▶ _WORK INSTRUCTIONS_
Please print exactly the lines below, from the start of the material up to and including the line with "import clsx from", but none of the pictures.
• • • • • • •
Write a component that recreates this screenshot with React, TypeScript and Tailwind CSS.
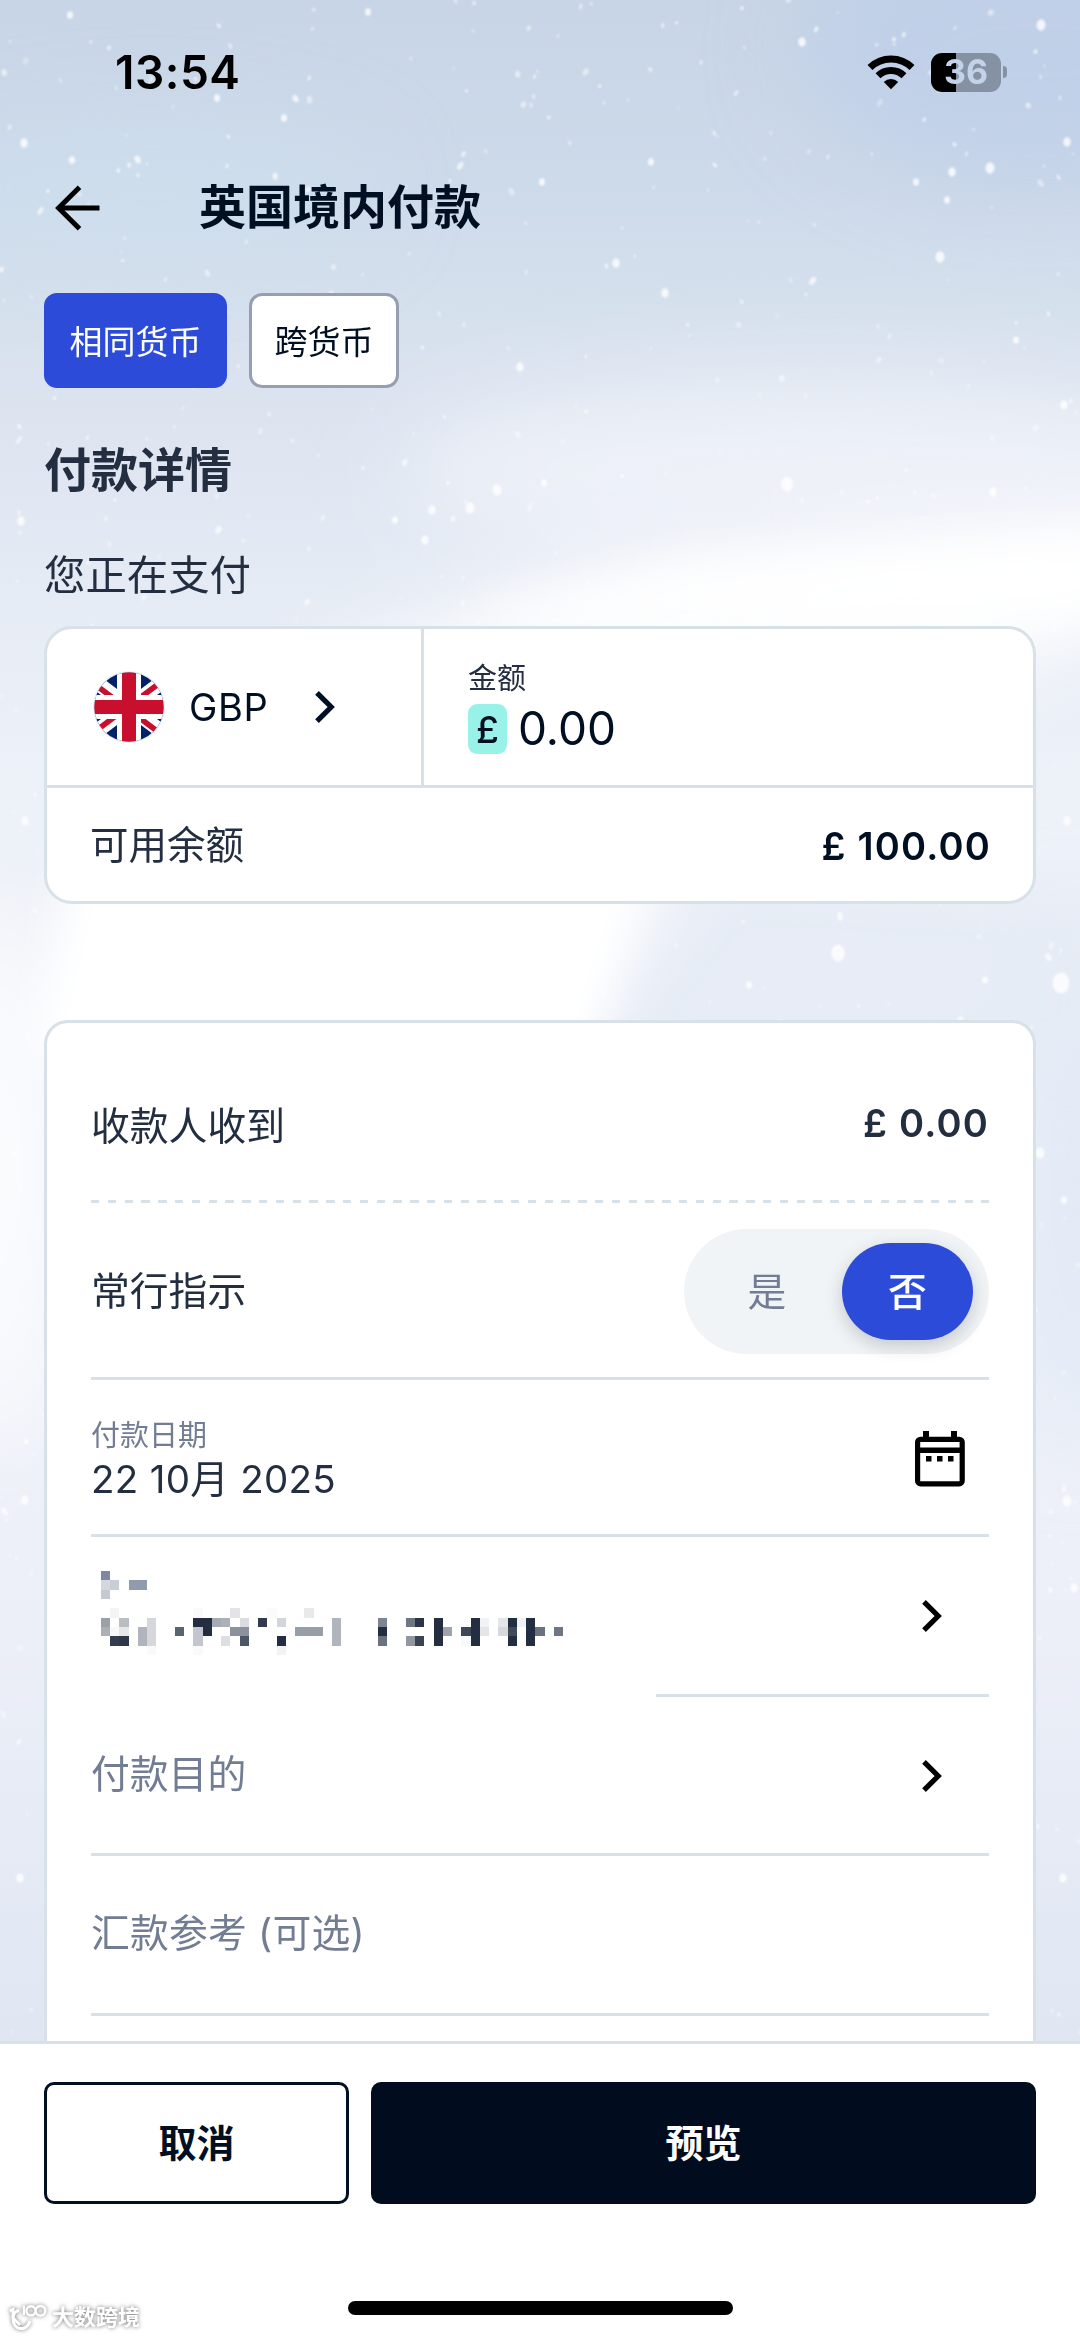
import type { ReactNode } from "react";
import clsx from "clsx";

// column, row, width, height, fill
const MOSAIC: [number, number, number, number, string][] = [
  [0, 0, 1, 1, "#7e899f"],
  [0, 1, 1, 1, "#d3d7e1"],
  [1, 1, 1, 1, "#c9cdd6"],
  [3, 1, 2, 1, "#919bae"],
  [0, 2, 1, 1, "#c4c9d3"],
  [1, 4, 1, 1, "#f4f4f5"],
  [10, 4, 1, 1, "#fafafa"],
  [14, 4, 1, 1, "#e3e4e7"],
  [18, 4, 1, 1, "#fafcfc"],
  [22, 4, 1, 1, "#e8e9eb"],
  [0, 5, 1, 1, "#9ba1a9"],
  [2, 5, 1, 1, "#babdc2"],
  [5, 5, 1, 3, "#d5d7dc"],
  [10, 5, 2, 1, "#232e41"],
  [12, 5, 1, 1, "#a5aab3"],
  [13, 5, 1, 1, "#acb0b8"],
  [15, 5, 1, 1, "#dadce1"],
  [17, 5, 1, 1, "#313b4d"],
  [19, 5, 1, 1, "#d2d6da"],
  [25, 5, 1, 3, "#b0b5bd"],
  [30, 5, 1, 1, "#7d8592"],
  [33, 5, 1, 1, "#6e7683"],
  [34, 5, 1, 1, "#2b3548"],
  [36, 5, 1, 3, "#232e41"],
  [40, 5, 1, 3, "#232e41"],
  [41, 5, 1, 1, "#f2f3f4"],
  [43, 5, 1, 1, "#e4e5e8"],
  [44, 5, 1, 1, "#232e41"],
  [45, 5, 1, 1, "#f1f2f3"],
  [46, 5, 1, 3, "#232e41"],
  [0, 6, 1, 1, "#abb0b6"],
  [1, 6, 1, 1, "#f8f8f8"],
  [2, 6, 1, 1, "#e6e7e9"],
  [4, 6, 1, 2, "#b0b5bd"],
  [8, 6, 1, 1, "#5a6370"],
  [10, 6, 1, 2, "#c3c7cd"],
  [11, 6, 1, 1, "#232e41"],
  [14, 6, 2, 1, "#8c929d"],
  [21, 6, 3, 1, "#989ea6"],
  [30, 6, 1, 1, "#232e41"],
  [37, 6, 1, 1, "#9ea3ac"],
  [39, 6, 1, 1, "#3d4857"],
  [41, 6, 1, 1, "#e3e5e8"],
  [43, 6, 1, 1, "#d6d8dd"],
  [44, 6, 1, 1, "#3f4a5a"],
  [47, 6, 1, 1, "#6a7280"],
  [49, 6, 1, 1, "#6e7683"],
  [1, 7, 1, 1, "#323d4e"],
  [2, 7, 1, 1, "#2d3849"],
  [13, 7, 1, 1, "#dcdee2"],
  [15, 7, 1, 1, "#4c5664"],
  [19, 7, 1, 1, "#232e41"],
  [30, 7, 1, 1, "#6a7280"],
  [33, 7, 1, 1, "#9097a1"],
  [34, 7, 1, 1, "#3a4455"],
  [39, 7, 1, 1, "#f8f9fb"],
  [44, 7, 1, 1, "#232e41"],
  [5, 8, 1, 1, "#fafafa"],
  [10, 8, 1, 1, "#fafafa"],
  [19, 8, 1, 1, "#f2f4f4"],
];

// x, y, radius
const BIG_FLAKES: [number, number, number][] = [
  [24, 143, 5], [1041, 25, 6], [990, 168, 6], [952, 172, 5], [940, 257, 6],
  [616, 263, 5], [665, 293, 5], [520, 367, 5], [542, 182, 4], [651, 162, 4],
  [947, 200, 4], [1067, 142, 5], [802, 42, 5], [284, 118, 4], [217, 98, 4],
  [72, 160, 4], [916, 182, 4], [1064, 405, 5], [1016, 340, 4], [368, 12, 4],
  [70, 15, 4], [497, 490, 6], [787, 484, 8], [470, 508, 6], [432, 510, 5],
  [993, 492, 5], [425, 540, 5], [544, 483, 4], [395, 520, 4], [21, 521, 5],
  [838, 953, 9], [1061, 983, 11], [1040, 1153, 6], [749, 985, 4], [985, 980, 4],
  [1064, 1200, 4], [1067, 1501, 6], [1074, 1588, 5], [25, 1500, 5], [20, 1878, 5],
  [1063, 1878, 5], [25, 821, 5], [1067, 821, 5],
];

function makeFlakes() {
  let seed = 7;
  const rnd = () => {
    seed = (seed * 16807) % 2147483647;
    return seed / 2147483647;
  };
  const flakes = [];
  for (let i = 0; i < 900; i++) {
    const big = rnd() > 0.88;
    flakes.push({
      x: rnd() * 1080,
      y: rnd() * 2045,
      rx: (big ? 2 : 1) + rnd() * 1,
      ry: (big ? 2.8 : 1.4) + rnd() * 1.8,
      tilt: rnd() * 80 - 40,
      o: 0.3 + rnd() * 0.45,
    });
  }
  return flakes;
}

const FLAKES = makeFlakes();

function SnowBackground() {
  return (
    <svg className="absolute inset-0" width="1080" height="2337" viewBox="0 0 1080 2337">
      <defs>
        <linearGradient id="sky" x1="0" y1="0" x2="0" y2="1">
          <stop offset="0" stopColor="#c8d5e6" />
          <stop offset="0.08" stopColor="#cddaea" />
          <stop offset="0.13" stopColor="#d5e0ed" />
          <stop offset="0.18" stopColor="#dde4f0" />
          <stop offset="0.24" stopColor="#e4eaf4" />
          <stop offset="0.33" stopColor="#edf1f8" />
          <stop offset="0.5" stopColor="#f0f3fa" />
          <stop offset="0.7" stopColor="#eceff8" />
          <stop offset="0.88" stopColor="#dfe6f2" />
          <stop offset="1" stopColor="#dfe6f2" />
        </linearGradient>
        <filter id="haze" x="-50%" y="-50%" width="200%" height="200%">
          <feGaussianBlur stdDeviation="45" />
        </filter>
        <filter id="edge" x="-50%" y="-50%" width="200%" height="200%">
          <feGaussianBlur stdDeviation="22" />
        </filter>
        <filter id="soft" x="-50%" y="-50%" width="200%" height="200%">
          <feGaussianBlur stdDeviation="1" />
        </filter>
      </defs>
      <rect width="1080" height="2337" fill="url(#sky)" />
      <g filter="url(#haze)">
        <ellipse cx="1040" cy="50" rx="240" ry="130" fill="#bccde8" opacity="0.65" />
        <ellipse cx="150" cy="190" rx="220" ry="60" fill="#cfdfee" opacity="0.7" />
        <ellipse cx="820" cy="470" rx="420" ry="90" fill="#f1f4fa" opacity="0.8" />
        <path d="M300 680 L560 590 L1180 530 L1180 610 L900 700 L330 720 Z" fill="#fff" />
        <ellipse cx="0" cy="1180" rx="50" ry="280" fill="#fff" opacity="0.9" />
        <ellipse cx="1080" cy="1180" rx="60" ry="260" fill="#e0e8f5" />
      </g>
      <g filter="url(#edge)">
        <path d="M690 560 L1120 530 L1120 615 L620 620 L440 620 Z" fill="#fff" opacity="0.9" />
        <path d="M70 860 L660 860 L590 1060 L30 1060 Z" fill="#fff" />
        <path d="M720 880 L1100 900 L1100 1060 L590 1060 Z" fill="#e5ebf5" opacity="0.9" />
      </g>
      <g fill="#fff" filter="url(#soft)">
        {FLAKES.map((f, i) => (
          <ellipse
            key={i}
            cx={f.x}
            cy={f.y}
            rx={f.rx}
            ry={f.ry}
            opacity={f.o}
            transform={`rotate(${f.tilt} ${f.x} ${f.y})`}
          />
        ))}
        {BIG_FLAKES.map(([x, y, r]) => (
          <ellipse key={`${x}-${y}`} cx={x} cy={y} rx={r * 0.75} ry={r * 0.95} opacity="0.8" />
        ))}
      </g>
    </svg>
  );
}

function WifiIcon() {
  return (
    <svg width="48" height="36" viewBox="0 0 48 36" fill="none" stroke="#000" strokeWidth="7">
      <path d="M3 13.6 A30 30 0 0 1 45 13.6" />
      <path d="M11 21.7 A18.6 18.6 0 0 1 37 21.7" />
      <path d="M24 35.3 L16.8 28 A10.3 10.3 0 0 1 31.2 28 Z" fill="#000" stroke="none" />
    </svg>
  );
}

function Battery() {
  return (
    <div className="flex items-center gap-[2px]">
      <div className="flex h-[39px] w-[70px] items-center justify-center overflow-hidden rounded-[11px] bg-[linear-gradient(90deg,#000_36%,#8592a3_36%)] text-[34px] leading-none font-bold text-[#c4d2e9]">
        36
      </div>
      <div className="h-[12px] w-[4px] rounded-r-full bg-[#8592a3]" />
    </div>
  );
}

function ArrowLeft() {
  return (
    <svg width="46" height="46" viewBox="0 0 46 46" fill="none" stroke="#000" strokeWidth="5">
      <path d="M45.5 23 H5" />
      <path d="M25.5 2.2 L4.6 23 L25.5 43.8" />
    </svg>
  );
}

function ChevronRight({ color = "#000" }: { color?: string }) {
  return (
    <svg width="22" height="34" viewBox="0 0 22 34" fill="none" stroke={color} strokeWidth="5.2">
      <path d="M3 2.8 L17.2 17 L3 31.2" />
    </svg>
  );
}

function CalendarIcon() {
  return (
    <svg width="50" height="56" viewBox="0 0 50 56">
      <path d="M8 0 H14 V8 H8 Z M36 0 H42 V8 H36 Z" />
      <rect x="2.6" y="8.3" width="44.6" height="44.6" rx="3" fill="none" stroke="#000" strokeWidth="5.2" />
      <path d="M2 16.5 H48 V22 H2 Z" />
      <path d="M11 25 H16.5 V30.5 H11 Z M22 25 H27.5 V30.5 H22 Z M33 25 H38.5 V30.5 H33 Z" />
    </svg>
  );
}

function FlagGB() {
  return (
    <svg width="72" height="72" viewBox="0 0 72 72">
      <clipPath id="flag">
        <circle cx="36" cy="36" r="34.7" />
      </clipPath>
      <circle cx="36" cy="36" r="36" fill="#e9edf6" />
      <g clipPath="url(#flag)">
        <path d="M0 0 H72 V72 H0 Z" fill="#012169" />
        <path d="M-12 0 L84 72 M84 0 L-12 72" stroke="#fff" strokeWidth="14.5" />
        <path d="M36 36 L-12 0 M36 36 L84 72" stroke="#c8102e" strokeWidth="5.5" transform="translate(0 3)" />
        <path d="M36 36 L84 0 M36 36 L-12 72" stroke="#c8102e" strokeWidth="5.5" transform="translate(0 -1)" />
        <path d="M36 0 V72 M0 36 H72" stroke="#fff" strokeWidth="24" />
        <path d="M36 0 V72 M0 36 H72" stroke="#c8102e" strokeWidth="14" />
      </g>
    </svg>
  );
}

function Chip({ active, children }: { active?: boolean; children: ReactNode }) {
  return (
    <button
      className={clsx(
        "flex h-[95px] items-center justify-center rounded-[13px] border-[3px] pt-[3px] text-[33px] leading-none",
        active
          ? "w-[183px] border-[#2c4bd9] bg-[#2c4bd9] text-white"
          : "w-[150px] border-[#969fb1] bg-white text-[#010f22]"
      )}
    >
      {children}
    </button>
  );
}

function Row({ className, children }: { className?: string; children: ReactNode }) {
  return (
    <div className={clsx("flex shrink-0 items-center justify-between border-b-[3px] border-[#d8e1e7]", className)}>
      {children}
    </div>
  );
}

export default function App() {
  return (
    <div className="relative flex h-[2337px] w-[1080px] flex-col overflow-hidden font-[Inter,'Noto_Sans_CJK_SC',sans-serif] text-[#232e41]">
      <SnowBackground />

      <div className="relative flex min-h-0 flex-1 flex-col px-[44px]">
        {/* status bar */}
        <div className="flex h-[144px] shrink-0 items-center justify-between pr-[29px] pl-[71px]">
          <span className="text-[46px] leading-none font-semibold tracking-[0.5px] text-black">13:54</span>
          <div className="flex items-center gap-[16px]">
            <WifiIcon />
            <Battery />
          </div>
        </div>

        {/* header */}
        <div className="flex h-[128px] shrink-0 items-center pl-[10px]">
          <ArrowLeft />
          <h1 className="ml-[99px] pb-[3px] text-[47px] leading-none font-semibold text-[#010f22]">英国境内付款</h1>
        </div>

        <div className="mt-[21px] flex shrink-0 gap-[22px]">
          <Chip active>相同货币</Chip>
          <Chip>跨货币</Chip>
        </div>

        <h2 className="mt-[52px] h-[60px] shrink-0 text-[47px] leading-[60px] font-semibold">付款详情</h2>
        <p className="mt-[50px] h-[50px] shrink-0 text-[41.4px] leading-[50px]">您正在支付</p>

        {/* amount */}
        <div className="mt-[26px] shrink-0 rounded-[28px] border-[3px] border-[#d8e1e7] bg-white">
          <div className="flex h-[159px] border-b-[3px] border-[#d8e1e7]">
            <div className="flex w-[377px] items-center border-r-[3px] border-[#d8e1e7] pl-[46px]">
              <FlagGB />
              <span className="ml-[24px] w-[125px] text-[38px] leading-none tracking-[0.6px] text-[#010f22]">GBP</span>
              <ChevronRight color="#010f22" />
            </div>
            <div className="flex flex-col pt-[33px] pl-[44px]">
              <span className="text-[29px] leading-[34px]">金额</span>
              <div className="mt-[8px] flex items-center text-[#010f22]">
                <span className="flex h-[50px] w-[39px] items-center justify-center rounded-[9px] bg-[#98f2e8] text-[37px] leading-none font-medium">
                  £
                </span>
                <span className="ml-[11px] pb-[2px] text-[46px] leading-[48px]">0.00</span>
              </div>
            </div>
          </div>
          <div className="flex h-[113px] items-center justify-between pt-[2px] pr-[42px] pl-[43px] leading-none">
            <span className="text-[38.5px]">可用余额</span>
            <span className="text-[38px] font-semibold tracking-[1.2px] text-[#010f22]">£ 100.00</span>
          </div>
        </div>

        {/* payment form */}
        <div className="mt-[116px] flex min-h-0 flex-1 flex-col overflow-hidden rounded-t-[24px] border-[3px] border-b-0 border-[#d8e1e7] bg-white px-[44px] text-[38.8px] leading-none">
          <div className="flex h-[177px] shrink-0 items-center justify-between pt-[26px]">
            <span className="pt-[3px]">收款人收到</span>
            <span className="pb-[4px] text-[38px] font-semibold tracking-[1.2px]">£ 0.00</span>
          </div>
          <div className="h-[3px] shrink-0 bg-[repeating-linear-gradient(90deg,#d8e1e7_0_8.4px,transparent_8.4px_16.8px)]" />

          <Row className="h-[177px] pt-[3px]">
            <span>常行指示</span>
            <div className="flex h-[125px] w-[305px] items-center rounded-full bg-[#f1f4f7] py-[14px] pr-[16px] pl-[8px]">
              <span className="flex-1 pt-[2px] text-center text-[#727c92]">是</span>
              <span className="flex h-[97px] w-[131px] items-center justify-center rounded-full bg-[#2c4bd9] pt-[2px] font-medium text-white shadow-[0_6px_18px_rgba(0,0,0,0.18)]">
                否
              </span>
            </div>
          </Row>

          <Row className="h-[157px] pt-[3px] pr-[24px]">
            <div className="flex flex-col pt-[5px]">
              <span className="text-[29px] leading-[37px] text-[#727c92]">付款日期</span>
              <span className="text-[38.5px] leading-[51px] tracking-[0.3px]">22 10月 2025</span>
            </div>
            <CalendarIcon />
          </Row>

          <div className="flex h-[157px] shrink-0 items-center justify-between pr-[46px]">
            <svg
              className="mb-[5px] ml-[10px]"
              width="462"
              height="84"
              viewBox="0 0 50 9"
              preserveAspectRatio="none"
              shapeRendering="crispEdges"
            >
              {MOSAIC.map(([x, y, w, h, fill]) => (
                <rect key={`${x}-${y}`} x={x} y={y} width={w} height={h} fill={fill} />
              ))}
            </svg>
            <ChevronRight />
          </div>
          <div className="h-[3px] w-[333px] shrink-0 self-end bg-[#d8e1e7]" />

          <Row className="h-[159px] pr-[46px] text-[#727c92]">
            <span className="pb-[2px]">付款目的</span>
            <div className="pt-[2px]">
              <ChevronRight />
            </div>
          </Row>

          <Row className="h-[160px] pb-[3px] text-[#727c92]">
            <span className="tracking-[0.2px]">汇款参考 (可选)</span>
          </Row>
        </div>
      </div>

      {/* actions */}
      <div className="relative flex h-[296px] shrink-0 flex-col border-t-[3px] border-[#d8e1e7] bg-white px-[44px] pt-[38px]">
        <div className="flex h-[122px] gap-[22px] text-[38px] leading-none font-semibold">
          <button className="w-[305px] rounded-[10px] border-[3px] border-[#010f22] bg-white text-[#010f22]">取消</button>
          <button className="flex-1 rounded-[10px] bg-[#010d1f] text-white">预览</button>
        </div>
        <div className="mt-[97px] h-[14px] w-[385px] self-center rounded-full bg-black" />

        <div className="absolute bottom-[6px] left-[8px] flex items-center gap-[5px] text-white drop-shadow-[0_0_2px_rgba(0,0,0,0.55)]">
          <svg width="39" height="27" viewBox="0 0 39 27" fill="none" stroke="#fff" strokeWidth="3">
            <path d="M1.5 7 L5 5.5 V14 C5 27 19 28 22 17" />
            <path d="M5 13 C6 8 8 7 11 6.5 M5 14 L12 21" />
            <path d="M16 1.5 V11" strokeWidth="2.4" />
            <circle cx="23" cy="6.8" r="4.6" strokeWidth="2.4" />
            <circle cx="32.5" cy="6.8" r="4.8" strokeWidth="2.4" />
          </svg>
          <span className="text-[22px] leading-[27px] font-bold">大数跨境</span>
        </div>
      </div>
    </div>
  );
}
• • • • • • •
▶ _RESULT_
Write a component that recreates this screenshot with React, TypeScript and Tailwind CSS.
import type { ReactNode } from "react";
import clsx from "clsx";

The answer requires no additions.